Can 'Ecological Economics' Put an Accurate Price on Ecosystems?

Canada's wide open spaces and clean cities are misleading: its arable land could fit in Montana and most of its dirty manufacturing has moved to Asia. A more accurate economic model is required to account for Canadians' ecological footprint.

1 minute read

October 16, 2008, 10:00 AM PDT

By Michael Dudley


"[A] group of dissenters has stood back from balance-sheet fundamentalism and adopted a new approach. They call it "ecological economics," a phrase acknowledging that in terms of social, economic, biological, and environmental matters, we really are all in this together.

Mexico has moved past the notion that ecological and social values are necessarily antagonistic to economic ones, and realized instead the urgent need to get the former onto the books of the latter. In 2003, the government recognized that the Sierra Gorda is one of the irreplaceable 'water factories' that supply the country's growing cities and 109 million people. With this in mind, it began distributing $500,000 a year to farmers in upland regions, where rain is captured in streams.

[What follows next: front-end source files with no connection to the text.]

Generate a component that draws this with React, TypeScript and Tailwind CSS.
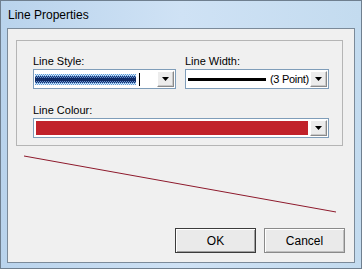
import React from "react";

function Arrow() {
  return (
    <div className="w-[17px] h-[16px] mr-[1px] shrink-0 flex items-center justify-center bg-[#ececec] border border-t-white border-l-white border-r-[#8a8a8a] border-b-[#8a8a8a] shadow-[inset_-1px_-1px_0_#c8c8c8]">
      <svg width="7" height="4" viewBox="0 0 7 4">
        <polygon points="0,0 7,0 3.5,4" fill="#000" />
      </svg>
    </div>
  );
}

function StylePattern() {
  return (
    <svg width="101" height="11" viewBox="0 0 101 11" shapeRendering="crispEdges">
      <defs>
        <pattern id="lt" width="2" height="2" patternUnits="userSpaceOnUse">
          <rect width="2" height="2" fill="#d6e8f8" />
          <rect width="1" height="1" fill="#5c9ad8" />
          <rect x="1" y="1" width="1" height="1" fill="#5c9ad8" />
        </pattern>
        <pattern id="dk" width="2" height="2" patternUnits="userSpaceOnUse">
          <rect width="2" height="2" fill="#14316e" />
          <rect width="1" height="1" fill="#6a95cf" />
          <rect x="1" y="1" width="1" height="1" fill="#6a95cf" />
        </pattern>
      </defs>
      <rect x="0" y="0" width="101" height="2" fill="url(#lt)" />
      <rect x="0" y="2" width="101" height="7" fill="url(#dk)" />
      <rect x="0" y="4" width="101" height="3" fill="#0f2a66" />
      <rect x="0" y="9" width="101" height="2" fill="url(#lt)" />
    </svg>
  );
}

export default function App() {
  const font = { fontFamily: '"Liberation Sans", Arial, sans-serif' };
  return (
    <div
      className="w-[362px] h-[269px] flex flex-col bg-gradient-to-r from-[#b9d3ec] via-[#cfe2f5] to-[#c3dbef] border border-[#6f7f8f] overflow-hidden"
      style={font}
    >
      <div className="h-[27px] flex items-center pl-[7px] text-[12px] text-black shrink-0">
        Line Properties
      </div>
      <div className="flex flex-1 px-[6px] pb-[5px]">
        <div className="flex-1 flex flex-col bg-[#f0f0f0] border border-[#7b8a99] text-[11px] text-black">
          <div className="ml-[8px] mt-[11px] w-[327px] h-[106px] border border-[#b5b5b5] bg-[#f0f0f0] flex flex-col pl-[16px] pt-[13px]">
            <div className="flex gap-[9px]">
              <div className="flex flex-col w-[143px]">
                <div className="h-[14px] leading-[14px]">Line Style:</div>
                <div className="mt-[1px] h-[20px] border border-[#7f9db9] bg-white flex items-center">
                  <div className="ml-[1px] flex-1 flex items-center">
                    <StylePattern />
                    <div className="ml-[3px] w-[1px] h-[13px] bg-black" />
                  </div>
                  <Arrow />
                </div>
              </div>
              <div className="flex flex-col w-[144px]">
                <div className="h-[14px] leading-[14px]">Line Width:</div>
                <div className="mt-[1px] h-[20px] border border-[#7f9db9] bg-white flex items-center">
                  <div className="ml-[2px] flex-1 flex items-center overflow-hidden whitespace-nowrap">
                    <div className="w-[78px] h-[3px] bg-black shrink-0" />
                    <span className="ml-[4px] text-[11px] tracking-[-0.3px]">(3 Point)</span>
                  </div>
                  <Arrow />
                </div>
              </div>
            </div>
            <div className="mt-[14px] flex flex-col w-[296px]">
              <div className="h-[14px] leading-[14px]">Line Colour:</div>
              <div className="mt-[1px] h-[20px] border border-[#7f9db9] bg-white flex items-center">
                <div className="ml-[2px] mr-[2px] flex-1 h-[14px] bg-[#c1222b]" />
                <Arrow />
              </div>
            </div>
          </div>
          <div className="flex-1">
            <svg width="346" height="80" viewBox="0 0 346 80">
              <line x1="16" y1="10" x2="328" y2="66" stroke="#8e1a2c" strokeWidth="1" />
            </svg>
          </div>
          <div className="flex justify-end gap-[8px] pr-[9px] pb-[9px]">
            <button className="w-[81px] h-[25px] bg-[#eaeaea] border border-[#3c3c3c] shadow-[inset_1px_1px_0_#fff,inset_-1px_-1px_0_#a0a0a0] text-[12px]">
              OK
            </button>
            <button className="w-[81px] h-[25px] bg-[#eaeaea] border border-[#8a8a8a] shadow-[inset_1px_1px_0_#fff,inset_-1px_-1px_0_#c0c0c0] text-[12px]">
              Cancel
            </button>
          </div>
        </div>
      </div>
    </div>
  );
}
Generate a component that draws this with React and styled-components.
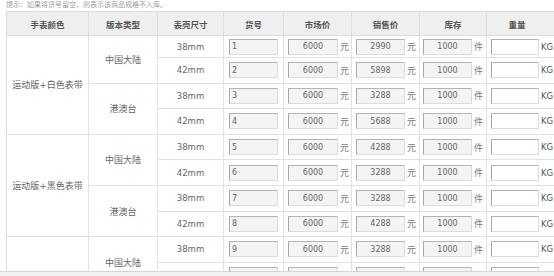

One way to answer the hard question of how much a particular patch of ecosystem is worth is to go out and try to build one just like it. That's Wildlands Inc.'s game. The California-based company sells eco-credits based on a portfolio of ecosystems its 100 employees have banked from Georgia to Washington State. It earns profits on 30,000 acres occupied by such endangered species as Swainson's hawks, kit foxes, and giant garter snakes.

Robert Costanza would say that all these ideas...are trying to do the same thing: close the accounting gap between the biophysical world and the economic one."